Every 3 months: Inspect the salt chlorine generator. Again, many will have a visual indicator that lets you know if maintenance is needed, but it’s good to check. Look for dirt or debris that may have bypassed the filter. Clean off any mineral scale that may have accumulated inside the generator. To clean mineral scale, try using a hose or water to remove it, or follow the manufacturer’s instructions. The cell should be cleaned regularly, but gently, to prolong the life of the cell.
Seasonally: Over winter, most manufacturers recommend removing the actual salt cell from your salt chlorine generator and storing it inside, and replacing it with a dummy cell. It’s also important to visually inspect your pool lighting, fixtures, and features for any sign of corrosion due to salt water. If you have a vinyl pool liner with galvanized walls, even a tiny leak will cause corrosion.

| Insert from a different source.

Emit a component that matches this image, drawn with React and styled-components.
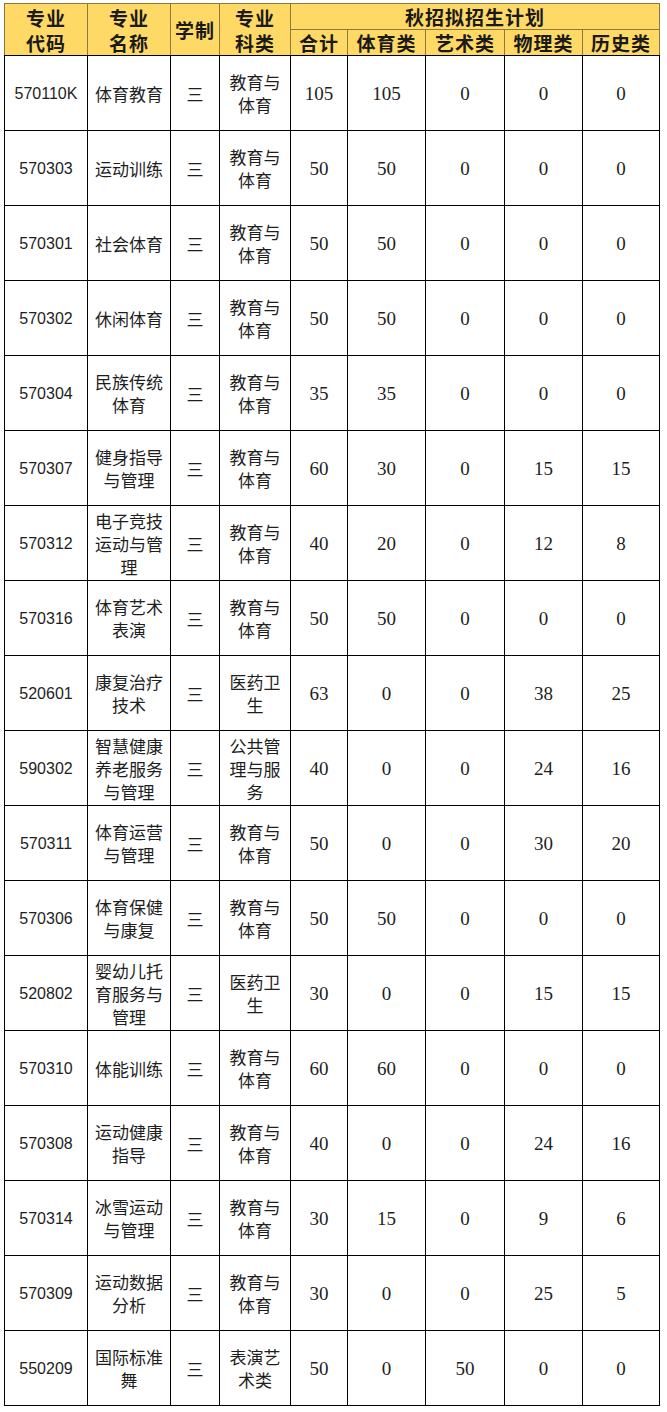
import React from "react";
import styled, { createGlobalStyle } from "styled-components";

const GlobalStyle = createGlobalStyle`
  html, body {
    margin: 0;
    padding: 0;
    background: #ffffff;
  }
  body {
    font-family: "Noto Sans CJK SC", "Noto Sans", sans-serif;
  }
`;

const rows = [
  ["570110K", "体育教育", "教育与体育", 105, 105, 0, 0, 0],
  ["570303", "运动训练", "教育与体育", 50, 50, 0, 0, 0],
  ["570301", "社会体育", "教育与体育", 50, 50, 0, 0, 0],
  ["570302", "休闲体育", "教育与体育", 50, 50, 0, 0, 0],
  ["570304", "民族传统体育", "教育与体育", 35, 35, 0, 0, 0],
  ["570307", "健身指导与管理", "教育与体育", 60, 30, 0, 15, 15],
  ["570312", "电子竞技运动与管理", "教育与体育", 40, 20, 0, 12, 8],
  ["570316", "体育艺术表演", "教育与体育", 50, 50, 0, 0, 0],
  ["520601", "康复治疗技术", "医药卫生", 63, 0, 0, 38, 25],
  ["590302", "智慧健康养老服务与管理", "公共管理与服务", 40, 0, 0, 24, 16],
  ["570311", "体育运营与管理", "教育与体育", 50, 0, 0, 30, 20],
  ["570306", "体育保健与康复", "教育与体育", 50, 50, 0, 0, 0],
  ["520802", "婴幼儿托育服务与管理", "医药卫生", 30, 0, 0, 15, 15],
  ["570310", "体能训练", "教育与体育", 60, 60, 0, 0, 0],
  ["570308", "运动健康指导", "教育与体育", 40, 0, 0, 24, 16],
  ["570314", "冰雪运动与管理", "教育与体育", 30, 15, 0, 9, 6],
  ["570309", "运动数据分析", "教育与体育", 30, 0, 0, 25, 5],
  ["550209", "国际标准舞", "表演艺术类", 50, 0, 50, 0, 0],
];

const widths = [83, 83, 49, 71, 57, 78, 79, 78, 77];

const Page = styled.div`
  padding: 3px 0 0 4px;
`;

const Table = styled.table`
  border-collapse: collapse;
  table-layout: fixed;
  width: 655px;
`;

const HeadRow = styled.tr`
  height: 26px;
`;

const HeadCell = styled.th`
  background: #ffd966;
  border: 1px solid #8c7a3c;
  border-bottom-color: ${(p) => (p.$last ? "#000" : "#8c7a3c")};
  padding: 0;
  font-family: "Noto Sans CJK SC", sans-serif;
  font-weight: 700;
  font-size: 19px;
  line-height: 25px;
  color: #1a1a1a;
  text-align: center;
  vertical-align: middle;
  letter-spacing: 1px;
`;

const BodyRow = styled.tr`
  height: 75px;
`;

const Cell = styled.td`
  border: 1px solid #000;
  padding: 0 ${(p) => p.$pad || 4}px;
  text-align: center;
  vertical-align: middle;
  color: #1e1e1e;
  font-family: ${(p) =>
    p.$kind === "num"
      ? `"Liberation Serif", "Times New Roman", serif`
      : p.$kind === "code"
      ? `"Liberation Sans", Arial, sans-serif`
      : `"Noto Sans CJK SC", sans-serif`};
  font-size: ${(p) =>
    p.$kind === "num" ? "19px" : p.$kind === "code" ? "16px" : "17px"};
  line-height: 23px;
  word-break: break-all;
`;

export default function App() {
  return (
    <Page>
      <GlobalStyle />
      <Table>
        <colgroup>
          {widths.map((w, i) => (
            <col key={i} style={{ width: w }} />
          ))}
        </colgroup>
        <thead>
          <HeadRow>
            <HeadCell rowSpan={2} $last>专业<br />代码</HeadCell>
            <HeadCell rowSpan={2} $last>专业<br />名称</HeadCell>
            <HeadCell rowSpan={2} $last>学制</HeadCell>
            <HeadCell rowSpan={2} $last>专业<br />科类</HeadCell>
            <HeadCell colSpan={5}>秋招拟招生计划</HeadCell>
          </HeadRow>
          <HeadRow>
            <HeadCell $last>合计</HeadCell>
            <HeadCell $last>体育类</HeadCell>
            <HeadCell $last>艺术类</HeadCell>
            <HeadCell $last>物理类</HeadCell>
            <HeadCell $last>历史类</HeadCell>
          </HeadRow>
        </thead>
        <tbody>
          {rows.map((r) => (
            <BodyRow key={r[0]}>
              <Cell $kind="code">{r[0]}</Cell>
              <Cell $pad={6}>{r[1]}</Cell>
              <Cell>三</Cell>
              <Cell $pad={8}>{r[2]}</Cell>
              {r.slice(3).map((n, i) => (
                <Cell key={i} $kind="num">{n}</Cell>
              ))}
            </BodyRow>
          ))}
        </tbody>
      </Table>
    </Page>
  );
}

If you find that pool maintenance is too time consuming, or if your pool irritates your skin and eyes, damages your hair, fades bathing suits, or smells bad to breathe, then consider switching to a saltwater pool.
While the initial investment in a salt chlorine generator can be high, many people feel like it’s a good trade-off for reduced maintenance over time, and a nicer experience in the water.